Birdie volunteered to run down to the beach to check that Festa, Joseph and Celice were indeed safe and to let them know about the fire and what was lost inside the study house; their clothes and bags, their notes and books, the promise of their doctorates. Birdie could hardly refuse the task: he was the fittest of the three and, actually, the only one with any shoes. He’d used the heels to knock the glass out of the bunk-room windows for their escape.

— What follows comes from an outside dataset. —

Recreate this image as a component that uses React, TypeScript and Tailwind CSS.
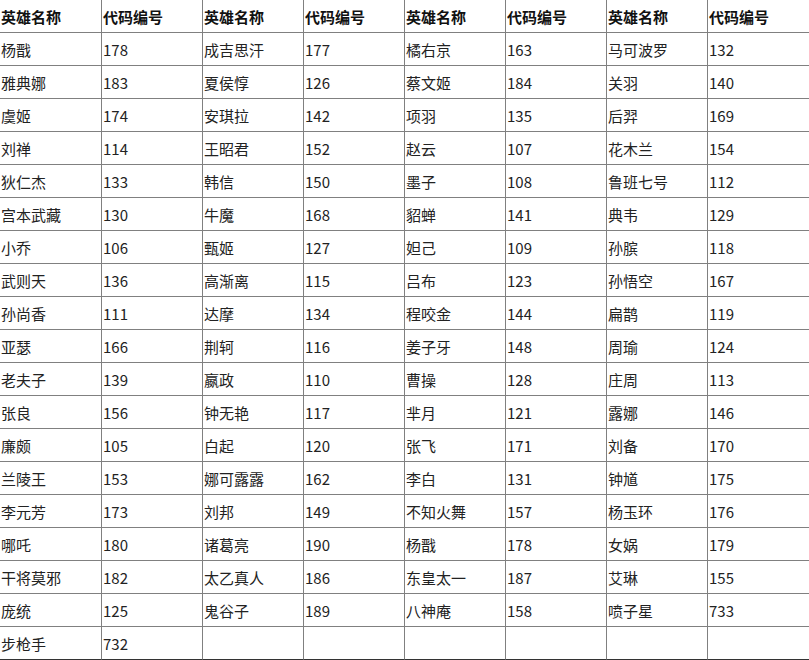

Hanny and Victor would have to make their unheroic ways barefoot across the manac fields towards the shanty village. A second visit, less triumphant than the first, in search of borrowed clothes and shoes, and a telephone to call the Institute, the airport and the fire brigade. If this wind picked up, so might the embers of the study house. Then they’d have a forest or a scrub fire to account for, and even houses in the village might be lost. A trembling thought.
Their comrade Birdie was a scarecrow, leaping down the steps, two at a time, through the stands of flute bushes, until he reached the farm lane and the ponds. He wore only a white T-shirt, fly-fronted pyjama bottoms from which his penis pecked and nodded like a finger puppet as he ran, black ankle boots, no socks. He smelt of smoke and sweat. His hair was matted. He’d never felt before so cinematic and so wholly ludicrous. He knew where on the coast he would find his three colleagues. He had himself helped Festa rake in the seaweed for her medical and nutritional studies one afternoon. She’d recompensed him with her kisses just the night before, although, despite his best endeavours, she was not yet quite ready to allow his tongue to penetrate her lips or his hand to dip into her clothes. And he had twice spotted Joseph and Celice in the shallows further up the coast, towards the jutting foreshore of the bay.
The route was simple and mostly downhill: the pines, the marshes and the dunes, the coastal track, the wide expanses of the beach, the splashing run along the shore towards the figures in the tide, the distant, bending plume of ash. He hadn’t felt so fit for months, despite the ankle-rubbing boots and the remains of a smoke-laden headache. He was pumped up by all the thrilling chemicals of shock. The effort brought it home to him. Death had been near; he had been fortunate. He’d never been so fast or spirited, so oddly close to nausea and joy. How glorious he would appear to Festa as he called to her, half naked and half Hollywood, an envoy bearing messages and running from the fire towards the sea.